─── Data for processing ───
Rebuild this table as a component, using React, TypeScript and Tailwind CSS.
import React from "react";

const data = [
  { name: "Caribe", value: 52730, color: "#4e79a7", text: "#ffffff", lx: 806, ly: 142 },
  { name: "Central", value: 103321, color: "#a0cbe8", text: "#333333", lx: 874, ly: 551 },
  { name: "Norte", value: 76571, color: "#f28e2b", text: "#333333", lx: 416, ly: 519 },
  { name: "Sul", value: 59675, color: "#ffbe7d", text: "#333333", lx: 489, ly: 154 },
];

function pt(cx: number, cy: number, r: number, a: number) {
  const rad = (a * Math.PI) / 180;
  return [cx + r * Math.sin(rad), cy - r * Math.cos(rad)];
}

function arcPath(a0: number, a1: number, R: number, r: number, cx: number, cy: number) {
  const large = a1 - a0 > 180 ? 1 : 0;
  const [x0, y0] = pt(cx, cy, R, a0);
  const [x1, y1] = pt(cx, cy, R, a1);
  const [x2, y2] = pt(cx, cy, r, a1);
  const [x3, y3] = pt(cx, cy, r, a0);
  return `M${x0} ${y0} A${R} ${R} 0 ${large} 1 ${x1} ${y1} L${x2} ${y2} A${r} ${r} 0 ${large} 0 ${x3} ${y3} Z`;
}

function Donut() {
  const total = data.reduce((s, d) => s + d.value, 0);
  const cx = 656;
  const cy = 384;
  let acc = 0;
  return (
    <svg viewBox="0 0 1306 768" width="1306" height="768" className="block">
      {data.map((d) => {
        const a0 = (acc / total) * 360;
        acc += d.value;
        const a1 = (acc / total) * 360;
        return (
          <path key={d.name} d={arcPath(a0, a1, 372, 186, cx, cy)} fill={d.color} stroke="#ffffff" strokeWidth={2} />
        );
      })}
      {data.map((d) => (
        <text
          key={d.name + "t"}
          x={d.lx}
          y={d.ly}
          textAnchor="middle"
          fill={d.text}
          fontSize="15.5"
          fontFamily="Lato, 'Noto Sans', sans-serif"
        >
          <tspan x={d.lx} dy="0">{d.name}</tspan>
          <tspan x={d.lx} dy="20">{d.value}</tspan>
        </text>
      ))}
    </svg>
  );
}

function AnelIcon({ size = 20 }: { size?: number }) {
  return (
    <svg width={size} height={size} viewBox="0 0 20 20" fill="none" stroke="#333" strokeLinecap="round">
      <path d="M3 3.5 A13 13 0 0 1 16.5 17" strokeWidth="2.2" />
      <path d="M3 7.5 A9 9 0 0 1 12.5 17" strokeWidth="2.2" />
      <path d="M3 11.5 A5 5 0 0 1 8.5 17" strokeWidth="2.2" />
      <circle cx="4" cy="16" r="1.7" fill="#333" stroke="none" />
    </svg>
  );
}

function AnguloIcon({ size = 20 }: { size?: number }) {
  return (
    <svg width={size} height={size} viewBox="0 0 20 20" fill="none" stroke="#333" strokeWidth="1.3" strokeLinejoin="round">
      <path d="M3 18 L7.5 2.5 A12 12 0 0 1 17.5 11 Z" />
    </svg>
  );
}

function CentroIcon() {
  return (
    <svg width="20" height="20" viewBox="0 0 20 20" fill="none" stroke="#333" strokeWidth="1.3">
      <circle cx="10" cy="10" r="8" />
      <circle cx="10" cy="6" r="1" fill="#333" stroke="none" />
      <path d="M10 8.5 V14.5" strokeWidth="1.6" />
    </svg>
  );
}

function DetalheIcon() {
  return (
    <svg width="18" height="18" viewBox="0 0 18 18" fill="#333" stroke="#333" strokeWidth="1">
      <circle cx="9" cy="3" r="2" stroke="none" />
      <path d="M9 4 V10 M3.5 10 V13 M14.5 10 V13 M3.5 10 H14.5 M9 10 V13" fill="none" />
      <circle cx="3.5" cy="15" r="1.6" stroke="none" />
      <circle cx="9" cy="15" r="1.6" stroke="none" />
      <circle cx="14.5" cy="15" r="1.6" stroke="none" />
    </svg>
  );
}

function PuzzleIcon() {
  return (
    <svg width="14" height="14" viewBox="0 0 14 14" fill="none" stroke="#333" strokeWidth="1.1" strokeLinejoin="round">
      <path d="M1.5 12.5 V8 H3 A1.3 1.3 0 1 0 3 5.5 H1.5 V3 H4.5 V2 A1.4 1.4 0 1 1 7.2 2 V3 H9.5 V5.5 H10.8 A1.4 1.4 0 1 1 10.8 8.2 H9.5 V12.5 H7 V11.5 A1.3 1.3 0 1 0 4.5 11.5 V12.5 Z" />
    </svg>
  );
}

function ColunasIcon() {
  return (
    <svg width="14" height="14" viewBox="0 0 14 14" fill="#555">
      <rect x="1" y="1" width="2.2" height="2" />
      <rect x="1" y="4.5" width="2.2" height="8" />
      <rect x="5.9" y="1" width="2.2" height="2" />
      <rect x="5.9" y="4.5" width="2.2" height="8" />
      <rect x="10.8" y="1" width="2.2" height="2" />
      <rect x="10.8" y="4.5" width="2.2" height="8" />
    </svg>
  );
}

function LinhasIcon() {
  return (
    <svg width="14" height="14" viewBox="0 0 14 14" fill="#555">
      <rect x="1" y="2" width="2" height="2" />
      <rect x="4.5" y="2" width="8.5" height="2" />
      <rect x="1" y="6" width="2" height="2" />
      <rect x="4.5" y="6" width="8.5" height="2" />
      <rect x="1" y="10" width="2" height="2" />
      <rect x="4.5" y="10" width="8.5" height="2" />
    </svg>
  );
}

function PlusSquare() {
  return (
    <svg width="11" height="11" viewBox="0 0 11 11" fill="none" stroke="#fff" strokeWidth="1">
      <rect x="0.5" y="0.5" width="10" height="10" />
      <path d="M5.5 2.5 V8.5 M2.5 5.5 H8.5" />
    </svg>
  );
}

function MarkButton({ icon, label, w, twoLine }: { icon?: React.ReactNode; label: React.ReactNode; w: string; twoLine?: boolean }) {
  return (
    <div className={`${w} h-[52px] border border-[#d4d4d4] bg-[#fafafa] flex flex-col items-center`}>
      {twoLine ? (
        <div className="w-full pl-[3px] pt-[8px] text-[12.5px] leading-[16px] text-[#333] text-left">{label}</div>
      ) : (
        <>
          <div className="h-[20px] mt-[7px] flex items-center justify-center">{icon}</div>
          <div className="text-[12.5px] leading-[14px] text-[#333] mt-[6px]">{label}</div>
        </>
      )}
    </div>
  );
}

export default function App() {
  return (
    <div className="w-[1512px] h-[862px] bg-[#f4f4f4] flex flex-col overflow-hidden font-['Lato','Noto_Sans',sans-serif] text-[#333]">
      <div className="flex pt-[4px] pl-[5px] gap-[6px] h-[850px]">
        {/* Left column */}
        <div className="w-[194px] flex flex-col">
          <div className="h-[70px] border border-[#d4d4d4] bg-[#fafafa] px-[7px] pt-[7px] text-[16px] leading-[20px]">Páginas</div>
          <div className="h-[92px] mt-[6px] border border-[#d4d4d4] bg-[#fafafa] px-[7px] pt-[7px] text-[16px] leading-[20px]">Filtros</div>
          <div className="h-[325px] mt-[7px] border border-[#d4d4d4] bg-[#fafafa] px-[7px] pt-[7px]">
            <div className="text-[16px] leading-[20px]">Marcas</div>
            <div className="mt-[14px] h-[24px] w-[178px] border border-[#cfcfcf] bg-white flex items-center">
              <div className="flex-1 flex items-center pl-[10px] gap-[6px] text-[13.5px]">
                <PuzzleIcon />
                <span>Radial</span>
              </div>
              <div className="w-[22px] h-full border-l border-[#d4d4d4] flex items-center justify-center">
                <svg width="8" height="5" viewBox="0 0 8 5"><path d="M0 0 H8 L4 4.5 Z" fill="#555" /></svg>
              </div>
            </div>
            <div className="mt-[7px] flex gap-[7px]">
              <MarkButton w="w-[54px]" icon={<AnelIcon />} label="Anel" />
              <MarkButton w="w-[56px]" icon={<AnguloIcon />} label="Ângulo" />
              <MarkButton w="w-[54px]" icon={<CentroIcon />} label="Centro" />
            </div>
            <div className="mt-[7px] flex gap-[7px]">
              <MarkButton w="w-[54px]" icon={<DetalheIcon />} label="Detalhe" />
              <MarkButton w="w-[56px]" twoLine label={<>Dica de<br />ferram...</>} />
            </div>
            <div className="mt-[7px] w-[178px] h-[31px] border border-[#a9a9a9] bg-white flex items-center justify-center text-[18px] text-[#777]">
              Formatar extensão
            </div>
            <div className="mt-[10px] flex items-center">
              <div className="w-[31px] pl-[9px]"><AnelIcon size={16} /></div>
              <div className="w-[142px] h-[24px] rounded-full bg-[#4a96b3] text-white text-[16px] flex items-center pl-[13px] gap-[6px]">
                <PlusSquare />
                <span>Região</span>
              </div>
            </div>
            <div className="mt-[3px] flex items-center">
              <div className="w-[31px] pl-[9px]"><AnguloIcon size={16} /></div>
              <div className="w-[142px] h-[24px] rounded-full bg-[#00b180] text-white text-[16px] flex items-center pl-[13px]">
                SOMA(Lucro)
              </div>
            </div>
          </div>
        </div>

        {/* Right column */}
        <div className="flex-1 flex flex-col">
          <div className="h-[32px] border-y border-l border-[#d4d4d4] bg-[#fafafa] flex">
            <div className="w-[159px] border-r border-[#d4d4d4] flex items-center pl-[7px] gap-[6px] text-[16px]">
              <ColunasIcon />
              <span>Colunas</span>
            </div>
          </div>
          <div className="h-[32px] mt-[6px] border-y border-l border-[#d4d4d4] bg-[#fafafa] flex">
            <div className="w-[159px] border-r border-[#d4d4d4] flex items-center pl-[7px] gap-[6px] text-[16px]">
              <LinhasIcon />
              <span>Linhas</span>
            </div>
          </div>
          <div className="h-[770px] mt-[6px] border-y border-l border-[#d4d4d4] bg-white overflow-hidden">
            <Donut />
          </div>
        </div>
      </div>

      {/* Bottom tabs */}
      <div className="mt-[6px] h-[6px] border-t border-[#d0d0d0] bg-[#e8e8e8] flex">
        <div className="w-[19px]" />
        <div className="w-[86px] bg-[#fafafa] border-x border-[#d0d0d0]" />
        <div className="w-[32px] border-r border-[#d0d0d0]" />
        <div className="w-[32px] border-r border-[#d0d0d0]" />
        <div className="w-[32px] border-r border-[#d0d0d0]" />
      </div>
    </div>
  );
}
───
─── Data for processing ───
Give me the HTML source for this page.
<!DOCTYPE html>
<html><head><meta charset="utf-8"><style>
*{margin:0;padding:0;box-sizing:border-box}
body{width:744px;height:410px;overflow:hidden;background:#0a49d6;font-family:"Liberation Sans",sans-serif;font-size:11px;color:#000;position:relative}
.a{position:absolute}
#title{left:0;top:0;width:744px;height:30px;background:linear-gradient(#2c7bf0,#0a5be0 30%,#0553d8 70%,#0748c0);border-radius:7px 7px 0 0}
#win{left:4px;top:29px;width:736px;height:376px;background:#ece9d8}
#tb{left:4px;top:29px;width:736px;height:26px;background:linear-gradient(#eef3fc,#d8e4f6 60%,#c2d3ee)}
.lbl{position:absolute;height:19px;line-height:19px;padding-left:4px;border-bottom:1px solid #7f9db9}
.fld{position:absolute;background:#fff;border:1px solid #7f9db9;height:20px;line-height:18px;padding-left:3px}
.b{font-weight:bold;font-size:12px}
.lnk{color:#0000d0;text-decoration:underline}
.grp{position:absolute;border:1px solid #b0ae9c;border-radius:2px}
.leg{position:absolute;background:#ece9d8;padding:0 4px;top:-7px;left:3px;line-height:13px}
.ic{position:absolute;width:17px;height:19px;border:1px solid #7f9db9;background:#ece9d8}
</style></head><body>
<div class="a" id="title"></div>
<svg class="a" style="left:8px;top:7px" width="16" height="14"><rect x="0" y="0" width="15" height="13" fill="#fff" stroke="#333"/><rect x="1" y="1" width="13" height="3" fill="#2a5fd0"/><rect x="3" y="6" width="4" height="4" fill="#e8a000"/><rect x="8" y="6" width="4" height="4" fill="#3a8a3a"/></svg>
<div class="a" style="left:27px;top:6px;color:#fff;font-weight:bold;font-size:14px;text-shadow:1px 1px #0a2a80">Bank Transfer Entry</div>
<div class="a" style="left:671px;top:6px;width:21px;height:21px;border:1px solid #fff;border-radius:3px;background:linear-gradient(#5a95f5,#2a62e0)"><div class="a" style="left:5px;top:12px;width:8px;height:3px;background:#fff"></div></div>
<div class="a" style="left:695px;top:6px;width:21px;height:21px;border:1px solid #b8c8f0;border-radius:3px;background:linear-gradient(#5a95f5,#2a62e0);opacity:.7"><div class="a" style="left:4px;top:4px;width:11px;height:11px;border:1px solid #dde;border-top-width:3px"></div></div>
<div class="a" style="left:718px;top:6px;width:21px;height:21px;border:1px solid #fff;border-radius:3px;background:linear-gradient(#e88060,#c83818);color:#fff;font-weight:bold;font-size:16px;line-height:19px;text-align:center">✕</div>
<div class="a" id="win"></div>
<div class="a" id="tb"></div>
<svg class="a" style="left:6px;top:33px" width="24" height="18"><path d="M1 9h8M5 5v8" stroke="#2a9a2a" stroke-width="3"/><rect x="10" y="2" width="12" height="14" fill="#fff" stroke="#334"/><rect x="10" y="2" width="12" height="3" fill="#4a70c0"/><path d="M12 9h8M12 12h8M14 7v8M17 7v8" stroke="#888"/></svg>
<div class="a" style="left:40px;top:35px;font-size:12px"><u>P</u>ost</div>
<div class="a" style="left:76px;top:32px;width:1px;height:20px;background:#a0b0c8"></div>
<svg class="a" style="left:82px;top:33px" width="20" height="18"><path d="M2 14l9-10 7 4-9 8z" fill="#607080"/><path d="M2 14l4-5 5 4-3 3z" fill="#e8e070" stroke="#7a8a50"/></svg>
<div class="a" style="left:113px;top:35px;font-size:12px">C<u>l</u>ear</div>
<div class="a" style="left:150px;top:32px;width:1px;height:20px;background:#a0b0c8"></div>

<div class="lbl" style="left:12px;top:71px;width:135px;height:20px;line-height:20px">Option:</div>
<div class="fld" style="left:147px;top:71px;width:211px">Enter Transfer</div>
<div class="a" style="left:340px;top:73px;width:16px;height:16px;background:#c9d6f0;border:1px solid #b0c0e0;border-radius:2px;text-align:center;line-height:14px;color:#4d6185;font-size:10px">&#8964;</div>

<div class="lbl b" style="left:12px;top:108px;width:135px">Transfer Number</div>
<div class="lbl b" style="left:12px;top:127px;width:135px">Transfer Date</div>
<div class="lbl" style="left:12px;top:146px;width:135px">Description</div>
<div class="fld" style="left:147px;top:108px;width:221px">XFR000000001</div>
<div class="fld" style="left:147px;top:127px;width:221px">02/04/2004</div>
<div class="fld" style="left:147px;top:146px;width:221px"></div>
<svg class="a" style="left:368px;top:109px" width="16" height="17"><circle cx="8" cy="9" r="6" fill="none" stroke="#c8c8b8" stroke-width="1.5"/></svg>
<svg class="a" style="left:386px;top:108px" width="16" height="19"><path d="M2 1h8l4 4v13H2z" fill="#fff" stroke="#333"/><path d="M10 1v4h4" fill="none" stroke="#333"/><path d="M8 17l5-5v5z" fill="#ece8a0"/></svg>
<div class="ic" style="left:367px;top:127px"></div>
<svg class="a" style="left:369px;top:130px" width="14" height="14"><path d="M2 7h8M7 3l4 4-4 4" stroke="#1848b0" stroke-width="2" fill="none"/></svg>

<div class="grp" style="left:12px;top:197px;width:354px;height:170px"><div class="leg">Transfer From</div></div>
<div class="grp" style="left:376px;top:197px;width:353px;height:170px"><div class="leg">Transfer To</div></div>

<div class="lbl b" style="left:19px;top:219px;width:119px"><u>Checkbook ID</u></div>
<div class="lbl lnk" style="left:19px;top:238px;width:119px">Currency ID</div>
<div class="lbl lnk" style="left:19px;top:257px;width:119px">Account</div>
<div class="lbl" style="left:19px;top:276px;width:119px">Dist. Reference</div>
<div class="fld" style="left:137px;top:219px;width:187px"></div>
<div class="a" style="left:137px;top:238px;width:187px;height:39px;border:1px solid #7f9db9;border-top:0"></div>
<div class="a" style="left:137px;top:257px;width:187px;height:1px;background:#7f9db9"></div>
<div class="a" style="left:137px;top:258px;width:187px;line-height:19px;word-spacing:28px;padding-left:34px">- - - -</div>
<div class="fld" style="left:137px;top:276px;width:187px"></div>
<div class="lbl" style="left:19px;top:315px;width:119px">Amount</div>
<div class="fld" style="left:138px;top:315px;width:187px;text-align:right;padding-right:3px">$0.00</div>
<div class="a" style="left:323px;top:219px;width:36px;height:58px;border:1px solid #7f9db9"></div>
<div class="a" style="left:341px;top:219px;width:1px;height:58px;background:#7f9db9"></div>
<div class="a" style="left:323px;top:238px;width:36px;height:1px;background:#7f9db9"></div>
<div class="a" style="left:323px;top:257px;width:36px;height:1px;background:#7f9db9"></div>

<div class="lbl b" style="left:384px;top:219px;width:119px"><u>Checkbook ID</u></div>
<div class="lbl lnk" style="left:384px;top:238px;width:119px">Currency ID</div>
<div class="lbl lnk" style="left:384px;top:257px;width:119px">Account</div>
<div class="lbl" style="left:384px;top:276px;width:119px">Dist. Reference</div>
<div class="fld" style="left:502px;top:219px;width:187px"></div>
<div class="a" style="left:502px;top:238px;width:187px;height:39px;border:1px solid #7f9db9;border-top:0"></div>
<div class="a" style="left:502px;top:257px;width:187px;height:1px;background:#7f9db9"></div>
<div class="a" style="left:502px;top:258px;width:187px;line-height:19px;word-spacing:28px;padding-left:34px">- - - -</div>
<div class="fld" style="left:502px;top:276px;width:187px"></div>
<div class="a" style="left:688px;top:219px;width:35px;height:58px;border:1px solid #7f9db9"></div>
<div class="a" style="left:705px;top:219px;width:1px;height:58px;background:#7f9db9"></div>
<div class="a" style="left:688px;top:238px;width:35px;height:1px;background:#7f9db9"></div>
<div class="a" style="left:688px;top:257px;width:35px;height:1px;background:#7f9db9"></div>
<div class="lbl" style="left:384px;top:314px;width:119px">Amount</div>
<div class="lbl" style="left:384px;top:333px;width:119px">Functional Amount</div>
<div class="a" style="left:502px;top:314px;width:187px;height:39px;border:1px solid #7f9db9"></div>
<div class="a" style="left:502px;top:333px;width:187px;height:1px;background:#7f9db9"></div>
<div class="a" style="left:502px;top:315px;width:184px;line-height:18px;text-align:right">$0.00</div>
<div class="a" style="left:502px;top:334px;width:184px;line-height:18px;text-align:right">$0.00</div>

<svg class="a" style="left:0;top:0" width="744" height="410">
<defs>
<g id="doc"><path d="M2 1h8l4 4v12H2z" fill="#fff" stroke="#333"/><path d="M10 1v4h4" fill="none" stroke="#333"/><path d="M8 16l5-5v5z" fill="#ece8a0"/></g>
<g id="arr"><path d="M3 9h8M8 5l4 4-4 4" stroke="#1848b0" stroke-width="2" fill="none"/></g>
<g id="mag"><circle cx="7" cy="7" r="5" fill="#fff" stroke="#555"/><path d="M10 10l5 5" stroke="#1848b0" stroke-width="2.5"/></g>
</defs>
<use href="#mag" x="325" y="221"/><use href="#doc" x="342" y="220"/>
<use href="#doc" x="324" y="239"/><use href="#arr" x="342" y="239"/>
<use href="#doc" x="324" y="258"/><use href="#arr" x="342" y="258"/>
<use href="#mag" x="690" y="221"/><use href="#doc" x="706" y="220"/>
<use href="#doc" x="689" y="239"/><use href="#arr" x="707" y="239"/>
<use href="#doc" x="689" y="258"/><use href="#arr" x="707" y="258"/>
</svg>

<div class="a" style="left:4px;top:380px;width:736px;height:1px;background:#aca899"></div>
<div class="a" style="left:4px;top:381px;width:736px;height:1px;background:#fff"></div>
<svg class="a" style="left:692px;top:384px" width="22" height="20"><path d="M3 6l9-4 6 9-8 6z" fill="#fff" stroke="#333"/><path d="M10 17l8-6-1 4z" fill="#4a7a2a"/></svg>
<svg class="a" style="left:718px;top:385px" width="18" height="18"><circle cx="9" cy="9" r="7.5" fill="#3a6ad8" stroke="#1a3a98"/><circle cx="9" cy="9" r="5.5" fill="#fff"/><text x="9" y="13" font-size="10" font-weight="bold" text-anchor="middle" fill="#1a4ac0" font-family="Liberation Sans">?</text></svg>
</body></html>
───
[Given instruction] Search the listing for the word "this" and return each line that holds it.

[Exercise solution]
Rebuild this table as a component, using React, TypeScript and Tailwind CSS.
Give me the HTML source for this page.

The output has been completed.